Article écrit pour la revue Herramienta.
L’auteur souhaite remercier ses collègues du service de formation politique du FPDS (Frente Popular Darío Santillán) pour leur supervision et leurs conseils ainsi que les éditions El Colectivo pour l’élaboration de cet article.

Notes

[1Nous allons faire référence aux Mouvements de Travailleurs Sans Emploi (MTD) qui sont nés et se sont développé indépendamment des partis politiques de gauche et qui ont constitué la Coordination Aníbal Verón. Les groupes de piqueteros stimulés par des partis de gauche se sont généralement développés comme une « courroie de transmission » des politiques de partis et mise à part leur répercussion, ils n’ont pas constitué une « nouveauté » dans le sens qui nous intéresse ici.

[2En plus des célèbres assassinats de Darío Santillán et Maximiliano Kosteki, Javier Barrionuevo, membre du MTD d’Esteban Echeverría était assassiné le 6 février 2002 lors d’une manifestation. Deux mois plus tard, un gardien de prison tirait sur un rassemblement à Lanús tuant le militant Juan Arredondo d’une balle de 9 mm dans le thorax. À cette époque, d’autres membres de la Verón étaient menacés et enlevés.

[3En se divisant, la Verón a laissé derrière elle des regroupements partiels de mouvements de travailleurs sans emploi prenant des itinéraires différents : le MTD de Solano, Quilmes était un regroupement publiquement associé à l’autonomisme, adoptant un profil socialement et politiquement bas. Un autre secteur, en rapport avec l’organisation Quebracho a maintenu le nom de Coordination (CTD). La fraction référencée par Juan Cruz d’Afuncio, le porte-parole le plus médiatique de la Coordination, adopta le nom « MTD Aníbal Verón » pour finir des années plus tard intégrée au projet kirchnériste. Un autre secteur des MTD -faisant l’objet principal de cette analyse- a dirigé ses efforts à la création du Front populaire Darío Santillán, en compagnie d’autres organisations indépendantes.
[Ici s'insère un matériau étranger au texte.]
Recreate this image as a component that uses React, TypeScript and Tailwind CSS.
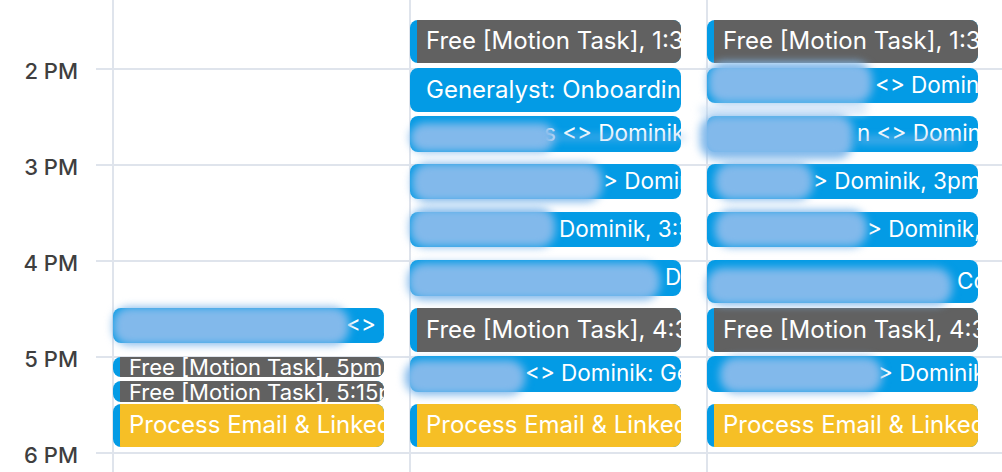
import React from "react";

type Blob = { l: number; t: number; w: number; h: number; light?: boolean };
type Ev = {
  top: number;
  h: number;
  kind: "blue" | "gray" | "yellow";
  text: string;
  indent?: number;
  small?: boolean;
  blobs?: Blob[];
};

const columns: Ev[][] = [
  [
    { top: 308, h: 35, kind: "blue", text: "<> Dominik, 4:30pm", indent: 233, blobs: [{ l: 0, t: -1, w: 236, h: 38 }] },
    { top: 357, h: 20, kind: "gray", text: "Free [Motion Task], 5pm", small: true },
    { top: 381, h: 21, kind: "gray", text: "Free [Motion Task], 5:15pm", small: true },
    { top: 404, h: 43, kind: "yellow", text: "Process Email & LinkedIn, 5:30pm" },
  ],
  [
    { top: 20, h: 43, kind: "gray", text: "Free [Motion Task], 1:30pm" },
    { top: 68, h: 44, kind: "blue", text: "Generalyst: Onboarding, 2pm" },
    {
      top: 116, h: 36, kind: "blue", text: "s <> Dominik, 2:30pm", indent: 134,
      blobs: [{ l: 0, t: 7, w: 145, h: 29 }, { l: 140, t: 20, w: 135, h: 3 }],
    },
    { top: 164, h: 35, kind: "blue", text: "> Dominik, 3pm", indent: 193, blobs: [{ l: 2, t: -1, w: 190, h: 39 }] },
    { top: 212, h: 35, kind: "blue", text: "Dominik, 3:30pm", indent: 149, blobs: [{ l: 0, t: -4, w: 145, h: 39 }] },
    { top: 260, h: 36, kind: "blue", text: "Dominik, 4pm", indent: 255, blobs: [{ l: -2, t: 3, w: 252, h: 37 }] },
    { top: 308, h: 44, kind: "gray", text: "Free [Motion Task], 4:30pm" },
    { top: 356, h: 36, kind: "blue", text: "<> Dominik: Generalyst", indent: 115, blobs: [{ l: -5, t: 4, w: 120, h: 35 }] },
    { top: 404, h: 43, kind: "yellow", text: "Process Email & LinkedIn, 5:30pm" },
  ],
  [
    { top: 20, h: 43, kind: "gray", text: "Free [Motion Task], 1:30pm" },
    {
      top: 68, h: 35, kind: "blue", text: "<> Dominik, 2pm", indent: 168,
      blobs: [{ l: 1, t: -6, w: 164, h: 41 }, { l: -7, t: 39, w: 167, h: 6, light: true }],
    },
    {
      top: 116, h: 36, kind: "blue", text: "n <> Dominik, 2:30pm", indent: 150,
      blobs: [{ l: -7, t: -1, w: 153, h: 44 }, { l: 150, t: 22, w: 105, h: 4 }],
    },
    { top: 164, h: 35, kind: "blue", text: "> Dominik, 3pm", indent: 106, blobs: [{ l: 8, t: -1, w: 98, h: 37 }] },
    { top: 212, h: 35, kind: "blue", text: "> Dominik, 3:30pm", indent: 160, blobs: [{ l: 8, t: -2, w: 152, h: 37 }] },
    { top: 260, h: 43, kind: "blue", text: "Coffee chat, 4pm", indent: 250, blobs: [{ l: 0, t: 8, w: 245, h: 37 }] },
    { top: 308, h: 44, kind: "gray", text: "Free [Motion Task], 4:30pm" },
    { top: 356, h: 36, kind: "blue", text: "> Dominik: Generalyst", indent: 171, blobs: [{ l: 13, t: 1, w: 162, h: 36 }] },
    { top: 404, h: 43, kind: "yellow", text: "Process Email & LinkedIn, 5:30pm" },
  ],
];

const hours = ["2 PM", "3 PM", "4 PM", "5 PM", "6 PM"];

function Event({ ev }: { ev: Ev }) {
  const inner =
    ev.kind === "gray" ? "ml-[7px] bg-[#616161] pl-[9px]" : ev.kind === "yellow" ? "ml-[7px] bg-[#f6bf26] pl-[9px]" : "pl-[16px]";
  const size = ev.small ? "text-[22px]" : ev.indent ? "text-[22.5px] pb-[1px]" : "text-[24px] pb-[1px]";
  return (
    <div
      className="absolute left-[-1px] w-[271px] rounded-[8px] bg-[#039be5] overflow-hidden flex"
      style={{ top: ev.top, height: ev.h }}
    >
      <div
        className={`flex-1 flex items-center whitespace-nowrap overflow-hidden text-white leading-none ${inner} ${size}`}
        style={ev.indent ? { paddingLeft: ev.indent } : undefined}
      >
        {ev.text}
      </div>
    </div>
  );
}

export default function App() {
  return (
    <div className="w-[1002px] h-[472px] overflow-hidden bg-white flex font-['Inter',sans-serif]">
      <div className="w-[112px] shrink-0 pt-[21px]">
        {hours.map((h) => (
          <div key={h} className="h-[96px] flex items-center justify-end">
            <span className="text-[22px] font-medium text-[#3f3f3f] leading-none pt-[3px]">{h}</span>
            <div className="ml-[18px] w-[16px] h-[2px] bg-[#dfe4ec]" />
          </div>
        ))}
      </div>
      {columns.map((col, i) => (
        <div key={i} className="relative w-[297px] shrink-0 border-l-2 border-[#dfe4ec]">
          <div className="h-[68px]" />
          {hours.map((h) => (
            <div key={h} className="h-[96px] border-t-2 border-[#dfe4ec]" />
          ))}
          {col.map((ev, j) => (
            <Event key={j} ev={ev} />
          ))}
          {col.flatMap((ev, j) =>
            (ev.blobs || []).map((b, k) => (
              <div
                key={`${j}-${k}`}
                className={`absolute rounded-[16px] blur-[4px] ${b.light ? "bg-[#c6def5]" : "bg-[#82b9eb]"}`}
                style={{ left: b.l - 1, top: ev.top + b.t, width: b.w, height: b.h }}
              />
            ))
          )}
        </div>
      ))}
    </div>
  );
}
[4L’évolution des partis politiques de gauche mérite une autre analyse. Dans bien des cas, les nouveaux acteurs sociaux prêts à mener des assemblées expérimentales de base ont remis en cause la politique et la façon d’intervenir des partis dans de telles circonstances. Le goût pour le « spectaculaire », « l’affaiblissement de la ligne politique », les disputes « parmi les propres militants de gauche » étaient montrés du doigt. À ces critiques faites aux partis de gauche s’ajoutait le refus des partis majoritaires -PJ et UCR-, après la même remise en question de la logique de représentation politique traditionnelle. Aussi, l’expérience du parti Autodétermination et Liberté, se voulant un mouvement horizontal mais dont les limites le conduiront rapidement à son propre épuisement devront être étudiés, même si nous le faisons pas ici.
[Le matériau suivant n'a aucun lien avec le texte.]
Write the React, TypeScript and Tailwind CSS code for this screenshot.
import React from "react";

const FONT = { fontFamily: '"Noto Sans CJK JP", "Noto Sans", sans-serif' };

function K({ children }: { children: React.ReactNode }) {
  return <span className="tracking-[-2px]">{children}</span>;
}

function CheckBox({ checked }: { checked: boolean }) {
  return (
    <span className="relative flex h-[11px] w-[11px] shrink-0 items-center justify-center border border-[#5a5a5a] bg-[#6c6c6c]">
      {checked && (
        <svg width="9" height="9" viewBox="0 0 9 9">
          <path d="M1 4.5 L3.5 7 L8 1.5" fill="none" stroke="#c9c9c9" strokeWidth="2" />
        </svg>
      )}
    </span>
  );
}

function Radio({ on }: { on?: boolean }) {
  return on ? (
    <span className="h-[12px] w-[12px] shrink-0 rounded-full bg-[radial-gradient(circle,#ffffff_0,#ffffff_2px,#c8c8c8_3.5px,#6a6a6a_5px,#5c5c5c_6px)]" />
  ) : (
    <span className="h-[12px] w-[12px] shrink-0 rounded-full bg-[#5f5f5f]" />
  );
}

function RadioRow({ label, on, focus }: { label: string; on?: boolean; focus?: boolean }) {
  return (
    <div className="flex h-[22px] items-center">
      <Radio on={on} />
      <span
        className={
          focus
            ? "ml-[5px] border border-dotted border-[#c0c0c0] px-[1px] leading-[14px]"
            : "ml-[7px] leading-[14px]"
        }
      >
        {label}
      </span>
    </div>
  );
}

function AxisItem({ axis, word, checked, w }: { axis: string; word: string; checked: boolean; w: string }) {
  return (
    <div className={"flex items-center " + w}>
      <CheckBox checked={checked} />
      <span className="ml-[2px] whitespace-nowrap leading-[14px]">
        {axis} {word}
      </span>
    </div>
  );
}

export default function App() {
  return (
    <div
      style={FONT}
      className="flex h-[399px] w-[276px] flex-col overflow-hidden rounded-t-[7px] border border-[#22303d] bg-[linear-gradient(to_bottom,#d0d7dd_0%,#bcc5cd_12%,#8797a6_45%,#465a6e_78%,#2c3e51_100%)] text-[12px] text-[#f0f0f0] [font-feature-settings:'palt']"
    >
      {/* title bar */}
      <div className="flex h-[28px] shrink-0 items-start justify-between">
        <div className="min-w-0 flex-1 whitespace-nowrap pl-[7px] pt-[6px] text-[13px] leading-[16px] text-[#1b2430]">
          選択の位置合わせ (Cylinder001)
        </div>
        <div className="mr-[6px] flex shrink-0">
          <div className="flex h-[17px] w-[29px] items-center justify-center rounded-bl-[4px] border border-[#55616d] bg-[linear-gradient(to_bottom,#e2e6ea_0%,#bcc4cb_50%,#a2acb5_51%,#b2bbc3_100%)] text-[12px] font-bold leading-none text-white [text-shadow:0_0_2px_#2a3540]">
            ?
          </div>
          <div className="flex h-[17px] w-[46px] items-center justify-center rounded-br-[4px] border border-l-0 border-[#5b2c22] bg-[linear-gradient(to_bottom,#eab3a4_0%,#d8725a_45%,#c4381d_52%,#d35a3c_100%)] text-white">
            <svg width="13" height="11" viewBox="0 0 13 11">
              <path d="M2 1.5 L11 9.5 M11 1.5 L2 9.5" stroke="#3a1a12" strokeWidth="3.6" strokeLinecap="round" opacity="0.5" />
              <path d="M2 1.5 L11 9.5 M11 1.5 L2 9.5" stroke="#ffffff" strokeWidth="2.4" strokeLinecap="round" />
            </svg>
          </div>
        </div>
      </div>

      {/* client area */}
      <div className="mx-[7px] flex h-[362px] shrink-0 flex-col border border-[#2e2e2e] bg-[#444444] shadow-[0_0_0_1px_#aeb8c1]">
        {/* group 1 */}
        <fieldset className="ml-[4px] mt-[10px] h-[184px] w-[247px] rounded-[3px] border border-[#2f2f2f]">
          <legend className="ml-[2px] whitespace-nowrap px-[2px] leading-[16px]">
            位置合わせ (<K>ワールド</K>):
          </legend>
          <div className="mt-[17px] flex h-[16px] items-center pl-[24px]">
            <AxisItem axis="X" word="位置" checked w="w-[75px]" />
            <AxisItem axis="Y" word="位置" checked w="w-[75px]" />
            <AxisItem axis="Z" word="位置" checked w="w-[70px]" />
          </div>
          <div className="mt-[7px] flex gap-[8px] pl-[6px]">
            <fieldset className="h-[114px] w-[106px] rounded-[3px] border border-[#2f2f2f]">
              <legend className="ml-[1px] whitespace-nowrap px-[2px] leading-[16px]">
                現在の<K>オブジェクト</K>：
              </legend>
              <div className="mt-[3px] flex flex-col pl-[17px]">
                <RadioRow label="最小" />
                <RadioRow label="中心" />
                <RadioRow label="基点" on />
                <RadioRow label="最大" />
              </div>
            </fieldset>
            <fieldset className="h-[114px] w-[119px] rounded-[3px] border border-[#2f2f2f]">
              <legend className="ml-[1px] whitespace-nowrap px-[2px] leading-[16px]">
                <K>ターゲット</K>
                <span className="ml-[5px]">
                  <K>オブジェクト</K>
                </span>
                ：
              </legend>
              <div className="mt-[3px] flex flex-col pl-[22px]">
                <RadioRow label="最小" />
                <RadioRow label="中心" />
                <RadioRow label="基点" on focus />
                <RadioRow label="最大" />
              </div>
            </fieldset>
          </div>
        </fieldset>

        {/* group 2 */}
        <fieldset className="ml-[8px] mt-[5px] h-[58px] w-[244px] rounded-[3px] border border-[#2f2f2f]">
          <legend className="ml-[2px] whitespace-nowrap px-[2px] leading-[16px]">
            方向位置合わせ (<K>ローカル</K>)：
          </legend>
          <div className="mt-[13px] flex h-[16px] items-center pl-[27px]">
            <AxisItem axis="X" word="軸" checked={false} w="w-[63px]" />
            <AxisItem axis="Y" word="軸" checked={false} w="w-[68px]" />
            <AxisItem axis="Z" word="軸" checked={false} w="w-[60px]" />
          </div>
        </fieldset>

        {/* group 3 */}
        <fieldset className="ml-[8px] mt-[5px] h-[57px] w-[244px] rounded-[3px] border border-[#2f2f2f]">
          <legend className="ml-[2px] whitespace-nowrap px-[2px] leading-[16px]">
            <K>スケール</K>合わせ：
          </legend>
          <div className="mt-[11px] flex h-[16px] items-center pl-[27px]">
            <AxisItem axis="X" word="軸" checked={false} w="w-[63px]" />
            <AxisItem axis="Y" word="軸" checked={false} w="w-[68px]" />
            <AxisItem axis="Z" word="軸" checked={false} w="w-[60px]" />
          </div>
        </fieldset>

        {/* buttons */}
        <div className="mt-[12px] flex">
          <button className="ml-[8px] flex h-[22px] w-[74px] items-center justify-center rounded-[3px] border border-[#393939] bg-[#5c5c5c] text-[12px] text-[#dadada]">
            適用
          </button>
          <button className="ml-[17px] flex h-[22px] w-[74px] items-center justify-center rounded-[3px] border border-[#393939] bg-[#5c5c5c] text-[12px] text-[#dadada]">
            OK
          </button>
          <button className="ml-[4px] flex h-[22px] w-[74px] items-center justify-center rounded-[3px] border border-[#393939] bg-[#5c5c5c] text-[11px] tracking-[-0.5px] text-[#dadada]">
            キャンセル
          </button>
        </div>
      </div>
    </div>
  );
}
[5À partir de 2004, dans la région de Tucumán, la COBA (Coordination d’organisations de quartiers autonomes, pour les sigles en espagnol), originaire aussi de la dynamique piquetera de la Verón, a développé des plans de construction de logements à partir de coopératives autogérées. Suivant cet exemple, le Mouvement des travailleurs communautaires (MTC, FPDS) de la ville de Luján a dirigé une démarche similaire pour urbaniser un campement que le mouvement avait impulsé en réponse à l’absence de logements pour les familles manquant de ressources.

[6L’« Espace des femmes » des MTD, surgi d’une assemblé sous la chaleur du soleil, sur asphalte lors d’un piquet de grève massif sur le Pont Pueyrredón, a dynamisé ces lignes de travail dans les quartiers.
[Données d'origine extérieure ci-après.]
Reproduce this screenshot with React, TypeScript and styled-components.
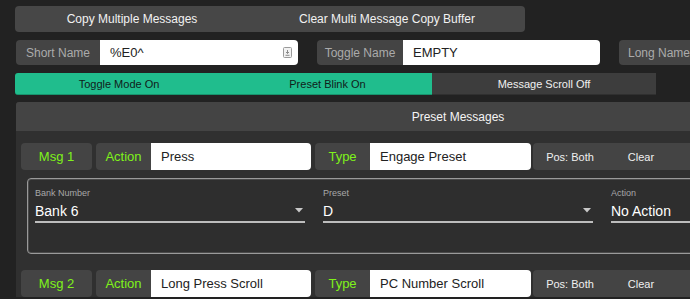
import React, { FunctionComponent } from "react";
import styled, { createGlobalStyle } from "styled-components";

const GlobalStyle = createGlobalStyle`
  body {
    margin: 0;
    background: #222222;
    font-family: "Liberation Sans", Arial, Helvetica, sans-serif;
    overflow: hidden;
  }
`;

const Page = styled.div`
  padding: 6px 0 0 15px;
  width: 920px;
`;

const TopBar = styled.div`
  display: inline-flex;
  height: 26px;
  background: #474747;
  border-radius: 4px;
`;

const TopButton = styled.div<{ $width: number }>`
  display: flex;
  align-items: center;
  justify-content: center;
  width: ${(p) => p.$width}px;
  color: #f2f2f2;
  font-size: 12px;
  white-space: nowrap;
`;

const NameRow = styled.div`
  display: flex;
  gap: 19px;
  margin: 8px 0 0 1px;
  height: 25px;
`;

const NameGroup = styled.div`
  display: flex;
`;

const GroupLabel = styled.div<{ $width: number }>`
  display: flex;
  align-items: center;
  justify-content: center;
  width: ${(p) => p.$width}px;
  background: #444444;
  color: #ababab;
  font-size: 12px;
  border-radius: 4px 0 0 4px;
  white-space: nowrap;
`;

const TextBox = styled.div<{ $width: number }>`
  position: relative;
  display: flex;
  align-items: center;
  width: ${(p) => p.$width}px;
  box-sizing: border-box;
  padding: 0 10px;
  background: #ffffff;
  color: #222;
  font-size: 13px;
  border-radius: 0 4px 4px 0;
  white-space: nowrap;
`;

const FieldIcon = styled.svg`
  position: absolute;
  right: 6px;
  top: 7px;
`;

const ToggleRow = styled.div`
  display: flex;
  height: 22px;
  margin-top: 8px;
`;

const Toggle = styled.div<{ $on: boolean; $width: number; $first?: boolean }>`
  display: flex;
  align-items: center;
  justify-content: center;
  width: ${(p) => p.$width}px;
  background: ${(p) => (p.$on ? "#20bd8d" : "#3d3d3d")};
  color: ${(p) => (p.$on ? "#10201a" : "#f0f0f0")};
  border-bottom: 1px solid ${(p) => (p.$on ? "#17946d" : "#303030")};
  border-radius: ${(p) => (p.$first ? "3px 0 0 3px" : "0")};
  font-size: 11px;
  white-space: nowrap;
`;

const Panel = styled.div`
  width: 884px;
  margin: 7px 0 0 1px;
  background: #303030;
  border-radius: 3px 3px 0 0;
`;

const PanelHeader = styled.div`
  display: flex;
  align-items: center;
  justify-content: center;
  height: 29px;
  background: #444444;
  color: #f4f4f4;
  font-size: 12px;
  border-radius: 3px 3px 0 0;
`;

const PanelBody = styled.div`
  padding: 12px 0 0 5px;
`;

const MsgRow = styled.div<{ $top?: number }>`
  display: flex;
  height: 27px;
  margin-top: ${(p) => p.$top ?? 0}px;
`;

const GreenTag = styled.div<{ $width: number; $round?: boolean; $gap?: number }>`
  display: flex;
  align-items: center;
  justify-content: center;
  width: ${(p) => p.$width}px;
  margin-left: ${(p) => p.$gap ?? 0}px;
  background: #444444;
  color: #7ff21a;
  font-size: 13px;
  border-radius: ${(p) => (p.$round ? "4px" : "4px 0 0 4px")};
`;

const PosBox = styled.div`
  display: flex;
  align-items: center;
  width: 170px;
  margin-left: 2px;
  background: #444444;
  color: #f0f0f0;
  font-size: 11px;
  border-radius: 4px;
`;

const PosItem = styled.span<{ $width: number }>`
  width: ${(p) => p.$width}px;
  text-align: center;
`;

const PresetBox = styled.div`
  display: flex;
  gap: 18px;
  width: 900px;
  height: 76px;
  box-sizing: border-box;
  margin: 8px 0 0 6px;
  padding: 9px 0 0 7px;
  background: #2e2e2e;
  border: 1px solid #9a9a9a;
  box-shadow: inset 0 0 0 1px #4a4a4a;
  border-radius: 4px;
`;

const SelectField = styled.div`
  width: 270px;
  display: flex;
  flex-direction: column;
`;

const SelectLabel = styled.div`
  color: #a8a8a8;
  font-size: 9px;
  height: 12px;
`;

const SelectValue = styled.div`
  display: flex;
  align-items: center;
  justify-content: space-between;
  height: 21px;
  padding-right: 2px;
  color: #ffffff;
  font-size: 14px;
  border-bottom: 2px solid #bdbdbd;
`;

const Caret = () => (
  <svg width="8" height="5" viewBox="0 0 8 5">
    <path d="M0 0 L8 0 L4 4.5 Z" fill="#c8c8c8" />
  </svg>
);

const MsgLine: FunctionComponent<{ n: number; action: string; type: string; top?: number }> = ({
  n,
  action,
  type,
  top,
}) => (
  <MsgRow $top={top}>
    <GreenTag $width={71} $round>
      Msg {n}
    </GreenTag>
    <GreenTag $width={55} $gap={4}>
      Action
    </GreenTag>
    <TextBox $width={160}>{action}</TextBox>
    <GreenTag $width={55} $gap={4}>
      Type
    </GreenTag>
    <TextBox $width={161}>{type}</TextBox>
    <PosBox>
      <PosItem $width={74}>Pos: Both</PosItem>
      <PosItem $width={68}>Clear</PosItem>
    </PosBox>
  </MsgRow>
);

const App: FunctionComponent = () => {
  return (
    <Page>
      <GlobalStyle />
      <TopBar>
        <TopButton $width={234}>Copy Multiple Messages</TopButton>
        <TopButton $width={276}>Clear Multi Message Copy Buffer</TopButton>
      </TopBar>

      <NameRow>
        <NameGroup>
          <GroupLabel $width={84}>Short Name</GroupLabel>
          <TextBox $width={198}>
            %E0^
            <FieldIcon width="9" height="11" viewBox="0 0 9 11">
              <rect x="0.5" y="0.5" width="8" height="10" rx="1" fill="#f2f2f2" stroke="#9a9a9a" />
              <path d="M4.5 3 V6.5 M3 5 L4.5 6.5 L6 5" stroke="#8a8a8a" fill="none" />
              <path d="M2.5 8.3 H6.5" stroke="#8a8a8a" />
            </FieldIcon>
          </TextBox>
        </NameGroup>
        <NameGroup>
          <GroupLabel $width={86}>Toggle Name</GroupLabel>
          <TextBox $width={197}>EMPTY</TextBox>
        </NameGroup>
        <NameGroup>
          <GroupLabel $width={80}>Long Name</GroupLabel>
          <TextBox $width={198}></TextBox>
        </NameGroup>
      </NameRow>

      <ToggleRow>
        <Toggle $on $first $width={208}>
          Toggle Mode On
        </Toggle>
        <Toggle $on $width={209}>
          Preset Blink On
        </Toggle>
        <Toggle $on={false} $width={224}>
          Message Scroll Off
        </Toggle>
      </ToggleRow>

      <Panel>
        <PanelHeader>Preset Messages</PanelHeader>
        <PanelBody>
          <MsgLine n={1} action="Press" type="Engage Preset" />
          <PresetBox>
            <SelectField>
              <SelectLabel>Bank Number</SelectLabel>
              <SelectValue>
                Bank 6
                <Caret />
              </SelectValue>
            </SelectField>
            <SelectField>
              <SelectLabel>Preset</SelectLabel>
              <SelectValue>
                D
                <Caret />
              </SelectValue>
            </SelectField>
            <SelectField>
              <SelectLabel>Action</SelectLabel>
              <SelectValue>
                No Action
                <Caret />
              </SelectValue>
            </SelectField>
          </PresetBox>
          <MsgLine n={2} action="Long Press Scroll" type="PC Number Scroll" top={16} />
        </PanelBody>
      </Panel>
    </Page>
  );
};

export default App;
[7La Coopérative des Educateurs et Chercheurs Populaires (CEIP, pour les sigles en espagnol) s’occupe de la plupart des Baccalauréats Populaires dans les usines, les quartiers de la capitale et les banlieues. Dans le quartier Las Tunas à Tigre, le Baccalauréat Populaire Simón Rodríguez est devenu une référence pour le développement d’autres expériences éducatives de la zone sud. Actuellement, les MTD de San Telmo et Barracas, Lanús, Almirante Brown, La Plata, Luján et Córdoba conservent leurs écoles pour adultes de façon indépendante, avec dans certains cas les premières portées de diplômés en études secondaires.